For more than two hours today this icescape of the imagination unrolled beneath the Coast Guard’s rented Bell 212 helicopter after it lifted off from the research icebreaker Amundsen, which is temporarily wedged into an ice floe just south of Banks Island in the Western Arctic.
I joined five others on the flight: the two pilots, Bob Pelletier and Trevor Dewin; the Amundsen’s captain, Lise Marchand; the chief scientist for this leg of the expedition, Tim Papakyriakou; and Pierre Larouche, a phytoplankton researcher with the federal department of fisheries and oceans.
All of them were scanning the frozen vista with eyes much more practiced and practical than mine.
Someone experienced in reading the ice could tell that everything below during the entire 425-kilometre journey was new, formed only this winter. The clues are topography, colour and – if you get close enough – taste.
New ice is too salty to keep in your mouth but most of the salt has leached from multi-year ice and it can be safely sucked.
From the air, however, the best tip-off is the topography or surface contours. Melting and refreezing during summer smoothes the characteristic jagged landscape of new ice into more gentle hills and dales of multi-year ice.
Where wind has blown away the snow, the colour of the ice can also help. New ice is much bluer in the surface layer than multi-year ice. Scientists would cringe at my simplistic explanation but let’s just say the older ice gets, the more the top portion looks worm-riddled.
This is only a kindergarten introduction to the manifold varieties of sea ice. To truly immerse yourself look at the ice codes pages on the website of the Canadian Ice Service. And you might also be fascinated with sastrugi.

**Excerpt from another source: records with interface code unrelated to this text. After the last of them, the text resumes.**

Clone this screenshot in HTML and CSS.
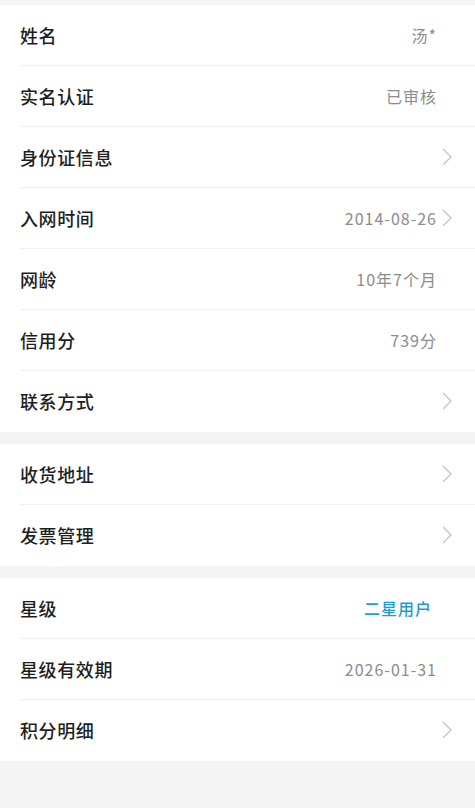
FILE: index.html
```html
<!DOCTYPE html>
<html lang="zh-CN">
<head>
<meta charset="utf-8">
<link rel="stylesheet" href="styles.css">
</head>
<body>
<div class="page">
  <section class="group">
    <div class="row"><span class="label">姓名</span><span class="value">汤*</span><span class="arrow"></span></div>
    <div class="row"><span class="label">实名认证</span><span class="value">已审核</span><span class="arrow"></span></div>
    <div class="row"><span class="label">身份证信息</span><span class="value"></span><span class="arrow"><svg viewBox="0 0 10 18" width="10" height="18"><path d="M1 1 L9 9 L1 17" fill="none" stroke="#c6c6c6" stroke-width="1.4"/></svg></span></div>
    <div class="row"><span class="label">入网时间</span><span class="value">2014-08-26</span><span class="arrow"><svg viewBox="0 0 10 18" width="10" height="18"><path d="M1 1 L9 9 L1 17" fill="none" stroke="#c6c6c6" stroke-width="1.4"/></svg></span></div>
    <div class="row"><span class="label">网龄</span><span class="value">10年7个月</span><span class="arrow"></span></div>
    <div class="row"><span class="label">信用分</span><span class="value">739分</span><span class="arrow"></span></div>
    <div class="row"><span class="label">联系方式</span><span class="value"></span><span class="arrow"><svg viewBox="0 0 10 18" width="10" height="18"><path d="M1 1 L9 9 L1 17" fill="none" stroke="#c6c6c6" stroke-width="1.4"/></svg></span></div>
  </section>
  <section class="group">
    <div class="row"><span class="label">收货地址</span><span class="value"></span><span class="arrow"><svg viewBox="0 0 10 18" width="10" height="18"><path d="M1 1 L9 9 L1 17" fill="none" stroke="#c6c6c6" stroke-width="1.4"/></svg></span></div>
    <div class="row"><span class="label">发票管理</span><span class="value"></span><span class="arrow"><svg viewBox="0 0 10 18" width="10" height="18"><path d="M1 1 L9 9 L1 17" fill="none" stroke="#c6c6c6" stroke-width="1.4"/></svg></span></div>
  </section>
  <section class="group">
    <div class="row"><span class="label">星级</span><span class="value blue">二星用户</span><span class="arrow"></span></div>
    <div class="row"><span class="label">星级有效期</span><span class="value">2026-01-31</span><span class="arrow"></span></div>
    <div class="row"><span class="label">积分明细</span><span class="value"></span><span class="arrow"><svg viewBox="0 0 10 18" width="10" height="18"><path d="M1 1 L9 9 L1 17" fill="none" stroke="#c6c6c6" stroke-width="1.4"/></svg></span></div>
  </section>
</div>
</body>
</html>
```

FILE: styles.css
```css
html, body {
  margin: 0;
  padding: 0;
  background: #f4f4f4;
}
body {
  font-family: "Noto Sans CJK SC", "Noto Sans", sans-serif;
  width: 475px;
  min-height: 808px;
}
.page {
  padding-top: 5px;
  display: flex;
  flex-direction: column;
  gap: 12px;
}
.group {
  background: #fff;
  padding-left: 20px;
}
.row {
  height: 60px;
  display: flex;
  align-items: center;
  border-bottom: 1px solid #f0f0f0;
}
.row:last-child {
  border-bottom: 1px solid #fff;
}
.label {
  flex: 1;
  font-size: 18px;
  font-weight: 500;
  color: #1e1e1e;
  letter-spacing: 0.6px;
}
.value {
  font-size: 16px;
  color: #8c8c8c;
  letter-spacing: 1px;
  margin-right: -1px;
}
.value.blue {
  color: #1f9bd0;
  font-weight: 500;
  margin-right: 4px;
}
.arrow {
  width: 39px;
  height: 18px;
  display: flex;
  align-items: center;
  padding-left: 6px;
  box-sizing: border-box;
}
.arrow svg {
  display: block;
}
```
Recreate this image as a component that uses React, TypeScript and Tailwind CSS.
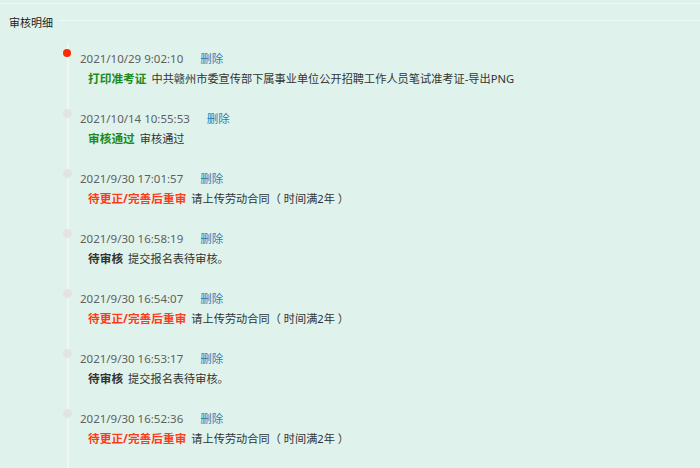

That’s an Antarctic word that Tim imported to describe the snow surface on the remote ice floe in Prince of Wales Strait where a day-visit research camp will be set up later this week.
Today we marked a make-shift runway there for the aircraft that will try to land to deliver a large tent and other equipment. If you happen to be flying over the Strait and spot a dozen black garbage bags more or less in a straght line, you’ll be able to see sastrugi first hand.